> **Directions for this task**
State the number of lines in these records holding "table". Say nothing more.
--- BEGIN Records for the exercise ---
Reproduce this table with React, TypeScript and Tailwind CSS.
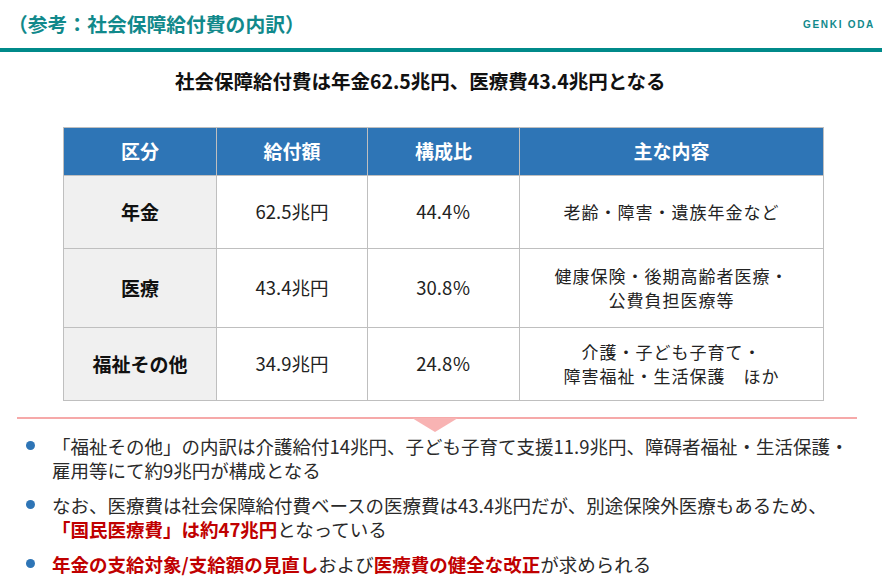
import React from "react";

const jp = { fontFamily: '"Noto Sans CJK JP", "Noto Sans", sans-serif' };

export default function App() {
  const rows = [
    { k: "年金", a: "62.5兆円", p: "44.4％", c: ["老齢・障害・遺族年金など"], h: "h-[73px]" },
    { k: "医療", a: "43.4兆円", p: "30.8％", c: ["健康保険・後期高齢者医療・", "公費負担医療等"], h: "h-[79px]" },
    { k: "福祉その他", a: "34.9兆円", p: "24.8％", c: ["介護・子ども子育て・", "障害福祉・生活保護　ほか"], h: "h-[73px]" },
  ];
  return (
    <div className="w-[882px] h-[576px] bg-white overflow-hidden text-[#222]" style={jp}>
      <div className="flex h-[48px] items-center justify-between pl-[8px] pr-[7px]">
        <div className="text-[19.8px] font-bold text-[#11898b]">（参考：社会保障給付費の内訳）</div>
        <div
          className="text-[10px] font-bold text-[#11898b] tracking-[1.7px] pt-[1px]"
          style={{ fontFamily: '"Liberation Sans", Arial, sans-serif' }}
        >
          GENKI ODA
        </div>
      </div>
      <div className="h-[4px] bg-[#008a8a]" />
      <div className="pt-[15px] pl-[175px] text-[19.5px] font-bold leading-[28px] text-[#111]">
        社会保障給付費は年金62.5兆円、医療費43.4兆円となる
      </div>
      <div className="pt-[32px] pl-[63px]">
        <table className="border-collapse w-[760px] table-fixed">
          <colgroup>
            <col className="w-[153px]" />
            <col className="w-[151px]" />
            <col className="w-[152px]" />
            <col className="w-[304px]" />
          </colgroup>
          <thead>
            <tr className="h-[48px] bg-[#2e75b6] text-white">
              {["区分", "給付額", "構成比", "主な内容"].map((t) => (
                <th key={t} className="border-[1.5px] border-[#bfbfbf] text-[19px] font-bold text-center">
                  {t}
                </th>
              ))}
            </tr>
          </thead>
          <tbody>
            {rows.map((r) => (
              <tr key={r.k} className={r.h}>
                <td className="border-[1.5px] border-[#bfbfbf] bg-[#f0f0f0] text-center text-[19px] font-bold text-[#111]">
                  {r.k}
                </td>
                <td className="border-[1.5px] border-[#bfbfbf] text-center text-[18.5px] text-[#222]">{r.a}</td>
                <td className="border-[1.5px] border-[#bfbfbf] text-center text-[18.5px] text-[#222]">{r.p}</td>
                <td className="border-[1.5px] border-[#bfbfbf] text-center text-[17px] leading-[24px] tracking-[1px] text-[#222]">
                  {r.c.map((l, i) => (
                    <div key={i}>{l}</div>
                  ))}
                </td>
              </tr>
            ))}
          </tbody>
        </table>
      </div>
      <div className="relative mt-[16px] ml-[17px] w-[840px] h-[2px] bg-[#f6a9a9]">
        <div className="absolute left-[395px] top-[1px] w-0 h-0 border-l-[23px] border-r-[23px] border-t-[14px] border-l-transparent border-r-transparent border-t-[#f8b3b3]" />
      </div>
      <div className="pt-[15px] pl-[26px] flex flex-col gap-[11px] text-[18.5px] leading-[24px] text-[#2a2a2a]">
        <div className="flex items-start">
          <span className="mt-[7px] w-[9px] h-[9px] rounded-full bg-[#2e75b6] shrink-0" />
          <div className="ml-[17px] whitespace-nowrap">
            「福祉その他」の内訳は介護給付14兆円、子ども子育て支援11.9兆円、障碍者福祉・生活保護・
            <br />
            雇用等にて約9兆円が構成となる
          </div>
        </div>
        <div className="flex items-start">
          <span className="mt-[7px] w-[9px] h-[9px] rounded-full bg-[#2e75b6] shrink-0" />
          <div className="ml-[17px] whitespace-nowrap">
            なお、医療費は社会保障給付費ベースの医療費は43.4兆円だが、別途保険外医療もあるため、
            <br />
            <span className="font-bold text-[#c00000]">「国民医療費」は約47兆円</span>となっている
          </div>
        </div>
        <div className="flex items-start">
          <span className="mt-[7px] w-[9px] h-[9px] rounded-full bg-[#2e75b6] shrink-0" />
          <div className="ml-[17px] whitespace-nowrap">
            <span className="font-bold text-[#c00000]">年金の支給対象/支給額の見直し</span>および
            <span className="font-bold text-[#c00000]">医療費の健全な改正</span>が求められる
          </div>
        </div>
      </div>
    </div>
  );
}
--- END Records for the exercise ---
--- BEGIN Records for the exercise ---
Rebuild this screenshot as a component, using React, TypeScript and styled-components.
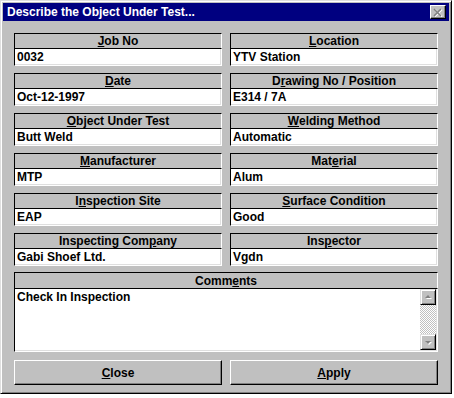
--- END Records for the exercise ---
--- BEGIN Records for the exercise ---
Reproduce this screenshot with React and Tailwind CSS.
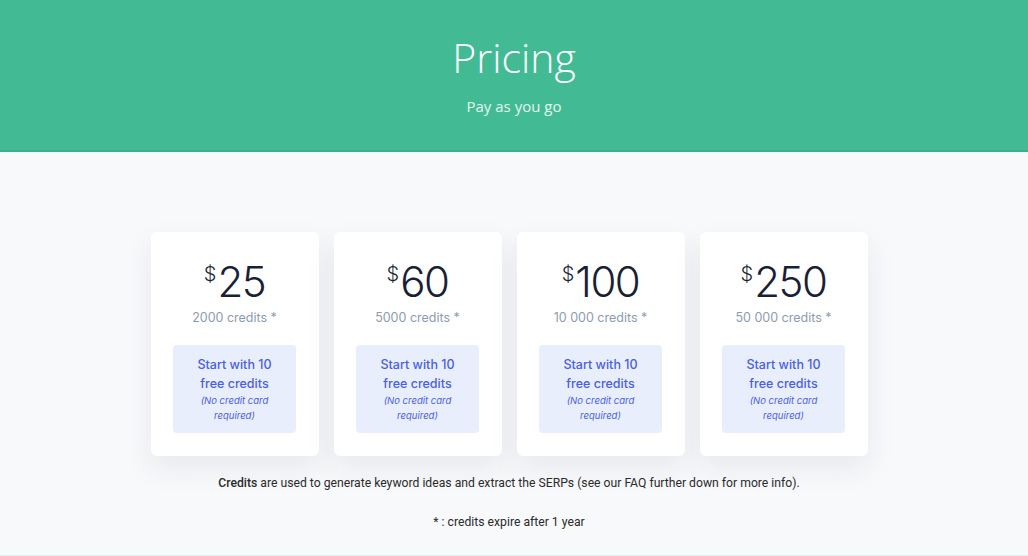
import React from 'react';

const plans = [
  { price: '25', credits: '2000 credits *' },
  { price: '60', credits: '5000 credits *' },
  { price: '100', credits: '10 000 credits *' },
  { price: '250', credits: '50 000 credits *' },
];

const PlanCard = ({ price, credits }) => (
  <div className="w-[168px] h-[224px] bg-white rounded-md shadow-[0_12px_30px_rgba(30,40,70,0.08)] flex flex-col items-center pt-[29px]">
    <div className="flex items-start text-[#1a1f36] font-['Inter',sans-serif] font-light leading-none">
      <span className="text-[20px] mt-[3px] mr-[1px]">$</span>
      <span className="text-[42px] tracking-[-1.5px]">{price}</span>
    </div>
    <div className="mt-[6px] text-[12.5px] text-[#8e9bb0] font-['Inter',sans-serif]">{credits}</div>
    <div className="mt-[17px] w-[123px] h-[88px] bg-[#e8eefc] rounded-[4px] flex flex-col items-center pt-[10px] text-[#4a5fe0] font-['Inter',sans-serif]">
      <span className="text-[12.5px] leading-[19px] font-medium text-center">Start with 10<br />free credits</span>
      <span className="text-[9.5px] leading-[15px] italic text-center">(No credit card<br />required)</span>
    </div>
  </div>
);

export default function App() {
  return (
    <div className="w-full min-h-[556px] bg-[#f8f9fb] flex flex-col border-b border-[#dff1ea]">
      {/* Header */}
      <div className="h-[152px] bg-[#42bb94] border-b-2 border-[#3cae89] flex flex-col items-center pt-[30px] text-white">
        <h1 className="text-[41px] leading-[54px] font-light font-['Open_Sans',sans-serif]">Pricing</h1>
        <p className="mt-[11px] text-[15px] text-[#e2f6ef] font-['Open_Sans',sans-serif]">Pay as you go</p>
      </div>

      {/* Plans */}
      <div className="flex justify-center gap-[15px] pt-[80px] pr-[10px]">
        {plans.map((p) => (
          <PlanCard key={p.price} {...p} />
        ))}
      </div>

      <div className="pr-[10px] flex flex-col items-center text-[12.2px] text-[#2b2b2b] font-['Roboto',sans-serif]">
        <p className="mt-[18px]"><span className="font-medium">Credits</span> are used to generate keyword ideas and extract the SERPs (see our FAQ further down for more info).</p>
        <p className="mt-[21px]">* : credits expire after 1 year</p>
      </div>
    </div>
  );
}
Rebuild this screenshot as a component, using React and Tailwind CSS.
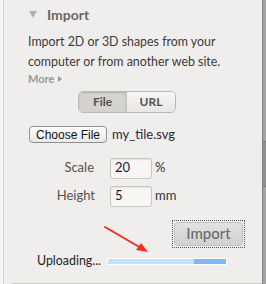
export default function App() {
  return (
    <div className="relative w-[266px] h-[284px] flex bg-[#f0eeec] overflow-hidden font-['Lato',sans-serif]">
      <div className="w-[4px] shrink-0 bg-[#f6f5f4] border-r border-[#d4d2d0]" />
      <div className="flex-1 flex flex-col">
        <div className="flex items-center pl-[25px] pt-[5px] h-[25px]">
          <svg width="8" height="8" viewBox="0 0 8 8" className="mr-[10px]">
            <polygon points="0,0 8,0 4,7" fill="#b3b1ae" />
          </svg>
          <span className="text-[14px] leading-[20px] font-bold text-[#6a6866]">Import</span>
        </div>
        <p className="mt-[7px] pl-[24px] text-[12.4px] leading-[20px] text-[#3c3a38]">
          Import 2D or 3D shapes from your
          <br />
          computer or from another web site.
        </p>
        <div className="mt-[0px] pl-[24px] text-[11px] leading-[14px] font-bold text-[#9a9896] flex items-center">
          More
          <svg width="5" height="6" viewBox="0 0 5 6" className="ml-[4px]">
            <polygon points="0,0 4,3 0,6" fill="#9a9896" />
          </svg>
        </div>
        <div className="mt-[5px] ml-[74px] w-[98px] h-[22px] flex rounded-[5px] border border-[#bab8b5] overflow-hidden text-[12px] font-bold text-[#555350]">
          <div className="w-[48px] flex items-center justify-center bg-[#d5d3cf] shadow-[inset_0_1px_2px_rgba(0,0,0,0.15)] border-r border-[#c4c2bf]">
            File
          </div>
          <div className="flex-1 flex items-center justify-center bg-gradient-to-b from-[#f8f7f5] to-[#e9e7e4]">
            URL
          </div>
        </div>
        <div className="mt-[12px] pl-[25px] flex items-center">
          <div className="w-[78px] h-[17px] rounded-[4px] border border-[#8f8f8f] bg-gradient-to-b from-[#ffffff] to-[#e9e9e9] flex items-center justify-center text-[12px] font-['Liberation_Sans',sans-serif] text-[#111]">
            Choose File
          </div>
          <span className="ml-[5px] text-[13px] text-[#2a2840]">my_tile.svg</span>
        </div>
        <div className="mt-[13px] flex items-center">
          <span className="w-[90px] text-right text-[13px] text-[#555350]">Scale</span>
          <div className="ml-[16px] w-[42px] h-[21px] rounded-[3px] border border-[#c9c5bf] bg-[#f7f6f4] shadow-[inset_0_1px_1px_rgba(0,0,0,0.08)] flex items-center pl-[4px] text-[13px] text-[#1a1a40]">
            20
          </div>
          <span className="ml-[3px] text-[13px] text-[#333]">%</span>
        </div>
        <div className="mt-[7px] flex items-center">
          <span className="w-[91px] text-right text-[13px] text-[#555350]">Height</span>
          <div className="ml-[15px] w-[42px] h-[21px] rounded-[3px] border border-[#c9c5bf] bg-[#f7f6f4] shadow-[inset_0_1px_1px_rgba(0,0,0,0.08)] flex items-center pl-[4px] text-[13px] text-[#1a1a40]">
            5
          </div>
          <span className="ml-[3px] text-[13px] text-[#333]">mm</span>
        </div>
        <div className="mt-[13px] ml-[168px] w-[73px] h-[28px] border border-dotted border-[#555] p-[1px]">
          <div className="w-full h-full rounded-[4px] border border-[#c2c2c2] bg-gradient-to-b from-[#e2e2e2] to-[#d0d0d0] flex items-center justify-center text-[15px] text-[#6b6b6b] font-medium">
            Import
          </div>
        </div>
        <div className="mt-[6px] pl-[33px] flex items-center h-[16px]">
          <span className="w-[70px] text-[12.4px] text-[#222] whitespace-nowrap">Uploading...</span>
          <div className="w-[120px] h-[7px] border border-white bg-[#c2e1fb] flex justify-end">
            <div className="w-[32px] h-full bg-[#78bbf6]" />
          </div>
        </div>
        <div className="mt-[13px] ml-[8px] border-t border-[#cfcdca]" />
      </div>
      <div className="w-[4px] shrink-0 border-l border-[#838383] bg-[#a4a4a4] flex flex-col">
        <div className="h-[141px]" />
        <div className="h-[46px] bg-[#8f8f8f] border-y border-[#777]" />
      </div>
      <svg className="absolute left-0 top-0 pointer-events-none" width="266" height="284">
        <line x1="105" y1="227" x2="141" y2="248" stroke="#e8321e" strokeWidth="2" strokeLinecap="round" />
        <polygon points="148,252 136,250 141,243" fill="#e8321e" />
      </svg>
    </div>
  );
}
--- END Records for the exercise ---
> **Answer below**
3